*** Supplied information ***
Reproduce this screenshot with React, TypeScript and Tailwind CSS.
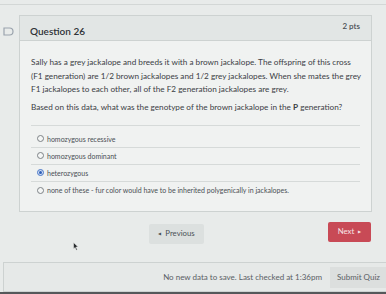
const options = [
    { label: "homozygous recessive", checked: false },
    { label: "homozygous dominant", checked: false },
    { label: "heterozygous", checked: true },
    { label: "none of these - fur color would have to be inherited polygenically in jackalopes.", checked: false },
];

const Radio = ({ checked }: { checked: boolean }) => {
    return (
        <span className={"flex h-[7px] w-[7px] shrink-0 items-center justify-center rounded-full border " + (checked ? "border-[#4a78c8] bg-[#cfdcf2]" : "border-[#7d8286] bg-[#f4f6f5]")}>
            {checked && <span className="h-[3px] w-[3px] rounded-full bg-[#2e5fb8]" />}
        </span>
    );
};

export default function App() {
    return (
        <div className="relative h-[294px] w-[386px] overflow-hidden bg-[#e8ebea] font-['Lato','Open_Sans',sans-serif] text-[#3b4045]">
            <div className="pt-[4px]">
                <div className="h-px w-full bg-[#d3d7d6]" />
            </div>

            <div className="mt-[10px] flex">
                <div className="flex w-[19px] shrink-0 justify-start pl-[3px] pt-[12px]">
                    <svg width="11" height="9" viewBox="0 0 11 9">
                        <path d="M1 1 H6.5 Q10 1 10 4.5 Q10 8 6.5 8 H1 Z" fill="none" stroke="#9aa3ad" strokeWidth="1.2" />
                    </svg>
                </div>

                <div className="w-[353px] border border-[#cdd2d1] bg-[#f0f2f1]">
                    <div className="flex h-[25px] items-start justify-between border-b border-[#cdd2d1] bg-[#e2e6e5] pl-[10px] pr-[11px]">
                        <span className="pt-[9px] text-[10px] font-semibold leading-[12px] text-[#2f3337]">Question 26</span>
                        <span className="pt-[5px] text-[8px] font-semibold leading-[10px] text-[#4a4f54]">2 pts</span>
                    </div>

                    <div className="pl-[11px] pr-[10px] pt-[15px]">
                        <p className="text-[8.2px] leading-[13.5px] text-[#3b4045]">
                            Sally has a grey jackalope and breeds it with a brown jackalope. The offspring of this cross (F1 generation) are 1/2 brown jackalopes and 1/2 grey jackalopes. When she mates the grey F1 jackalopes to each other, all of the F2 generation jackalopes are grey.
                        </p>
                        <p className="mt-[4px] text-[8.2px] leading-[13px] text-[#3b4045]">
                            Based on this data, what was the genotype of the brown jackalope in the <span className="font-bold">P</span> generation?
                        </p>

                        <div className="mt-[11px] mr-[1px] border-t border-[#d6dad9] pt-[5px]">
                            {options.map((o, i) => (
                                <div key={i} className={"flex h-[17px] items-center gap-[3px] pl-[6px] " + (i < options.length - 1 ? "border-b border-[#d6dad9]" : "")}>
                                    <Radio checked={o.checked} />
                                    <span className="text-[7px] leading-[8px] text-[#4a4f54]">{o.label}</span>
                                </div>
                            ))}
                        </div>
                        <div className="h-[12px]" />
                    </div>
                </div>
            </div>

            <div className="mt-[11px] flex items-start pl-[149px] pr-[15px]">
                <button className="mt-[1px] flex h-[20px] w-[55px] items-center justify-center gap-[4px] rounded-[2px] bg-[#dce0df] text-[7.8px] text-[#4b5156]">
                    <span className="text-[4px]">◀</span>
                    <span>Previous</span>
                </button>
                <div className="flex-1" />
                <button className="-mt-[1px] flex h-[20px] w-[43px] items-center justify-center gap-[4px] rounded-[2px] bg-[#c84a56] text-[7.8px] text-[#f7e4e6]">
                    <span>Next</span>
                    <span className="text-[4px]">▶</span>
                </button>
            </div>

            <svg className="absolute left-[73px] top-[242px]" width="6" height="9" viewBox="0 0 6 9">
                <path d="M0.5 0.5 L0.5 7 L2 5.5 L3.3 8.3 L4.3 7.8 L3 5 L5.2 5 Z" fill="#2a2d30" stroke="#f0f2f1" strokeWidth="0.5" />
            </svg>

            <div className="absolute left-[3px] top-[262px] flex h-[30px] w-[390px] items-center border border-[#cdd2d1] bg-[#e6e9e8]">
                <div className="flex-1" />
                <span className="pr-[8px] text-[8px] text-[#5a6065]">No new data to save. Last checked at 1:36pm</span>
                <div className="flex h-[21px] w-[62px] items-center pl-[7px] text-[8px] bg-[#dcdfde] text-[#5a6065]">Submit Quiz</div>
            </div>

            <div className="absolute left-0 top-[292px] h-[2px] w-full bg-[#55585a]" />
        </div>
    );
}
***
## Objective
Leaving the pictures aside, transcribe the entire listing exactly.

## Complete output
Reproduce this screenshot with React, TypeScript and Tailwind CSS.
const options = [
    { label: "homozygous recessive", checked: false },
    { label: "homozygous dominant", checked: false },
    { label: "heterozygous", checked: true },
    { label: "none of these - fur color would have to be inherited polygenically in jackalopes.", checked: false },
];

const Radio = ({ checked }: { checked: boolean }) => {
    return (
        <span className={"flex h-[7px] w-[7px] shrink-0 items-center justify-center rounded-full border " + (checked ? "border-[#4a78c8] bg-[#cfdcf2]" : "border-[#7d8286] bg-[#f4f6f5]")}>
            {checked && <span className="h-[3px] w-[3px] rounded-full bg-[#2e5fb8]" />}
        </span>
    );
};

export default function App() {
    return (
        <div className="relative h-[294px] w-[386px] overflow-hidden bg-[#e8ebea] font-['Lato','Open_Sans',sans-serif] text-[#3b4045]">
            <div className="pt-[4px]">
                <div className="h-px w-full bg-[#d3d7d6]" />
            </div>

            <div className="mt-[10px] flex">
                <div className="flex w-[19px] shrink-0 justify-start pl-[3px] pt-[12px]">
                    <svg width="11" height="9" viewBox="0 0 11 9">
                        <path d="M1 1 H6.5 Q10 1 10 4.5 Q10 8 6.5 8 H1 Z" fill="none" stroke="#9aa3ad" strokeWidth="1.2" />
                    </svg>
                </div>

                <div className="w-[353px] border border-[#cdd2d1] bg-[#f0f2f1]">
                    <div className="flex h-[25px] items-start justify-between border-b border-[#cdd2d1] bg-[#e2e6e5] pl-[10px] pr-[11px]">
                        <span className="pt-[9px] text-[10px] font-semibold leading-[12px] text-[#2f3337]">Question 26</span>
                        <span className="pt-[5px] text-[8px] font-semibold leading-[10px] text-[#4a4f54]">2 pts</span>
                    </div>

                    <div className="pl-[11px] pr-[10px] pt-[15px]">
                        <p className="text-[8.2px] leading-[13.5px] text-[#3b4045]">
                            Sally has a grey jackalope and breeds it with a brown jackalope. The offspring of this cross (F1 generation) are 1/2 brown jackalopes and 1/2 grey jackalopes. When she mates the grey F1 jackalopes to each other, all of the F2 generation jackalopes are grey.
                        </p>
                        <p className="mt-[4px] text-[8.2px] leading-[13px] text-[#3b4045]">
                            Based on this data, what was the genotype of the brown jackalope in the <span className="font-bold">P</span> generation?
                        </p>

                        <div className="mt-[11px] mr-[1px] border-t border-[#d6dad9] pt-[5px]">
                            {options.map((o, i) => (
                                <div key={i} className={"flex h-[17px] items-center gap-[3px] pl-[6px] " + (i < options.length - 1 ? "border-b border-[#d6dad9]" : "")}>
                                    <Radio checked={o.checked} />
                                    <span className="text-[7px] leading-[8px] text-[#4a4f54]">{o.label}</span>
                                </div>
                            ))}
                        </div>
                        <div className="h-[12px]" />
                    </div>
                </div>
            </div>

            <div className="mt-[11px] flex items-start pl-[149px] pr-[15px]">
                <button className="mt-[1px] flex h-[20px] w-[55px] items-center justify-center gap-[4px] rounded-[2px] bg-[#dce0df] text-[7.8px] text-[#4b5156]">
                    <span className="text-[4px]">◀</span>
                    <span>Previous</span>
                </button>
                <div className="flex-1" />
                <button className="-mt-[1px] flex h-[20px] w-[43px] items-center justify-center gap-[4px] rounded-[2px] bg-[#c84a56] text-[7.8px] text-[#f7e4e6]">
                    <span>Next</span>
                    <span className="text-[4px]">▶</span>
                </button>
            </div>

            <svg className="absolute left-[73px] top-[242px]" width="6" height="9" viewBox="0 0 6 9">
                <path d="M0.5 0.5 L0.5 7 L2 5.5 L3.3 8.3 L4.3 7.8 L3 5 L5.2 5 Z" fill="#2a2d30" stroke="#f0f2f1" strokeWidth="0.5" />
            </svg>

            <div className="absolute left-[3px] top-[262px] flex h-[30px] w-[390px] items-center border border-[#cdd2d1] bg-[#e6e9e8]">
                <div className="flex-1" />
                <span className="pr-[8px] text-[8px] text-[#5a6065]">No new data to save. Last checked at 1:36pm</span>
                <div className="flex h-[21px] w-[62px] items-center pl-[7px] text-[8px] bg-[#dcdfde] text-[#5a6065]">Submit Quiz</div>
            </div>

            <div className="absolute left-0 top-[292px] h-[2px] w-full bg-[#55585a]" />
        </div>
    );
}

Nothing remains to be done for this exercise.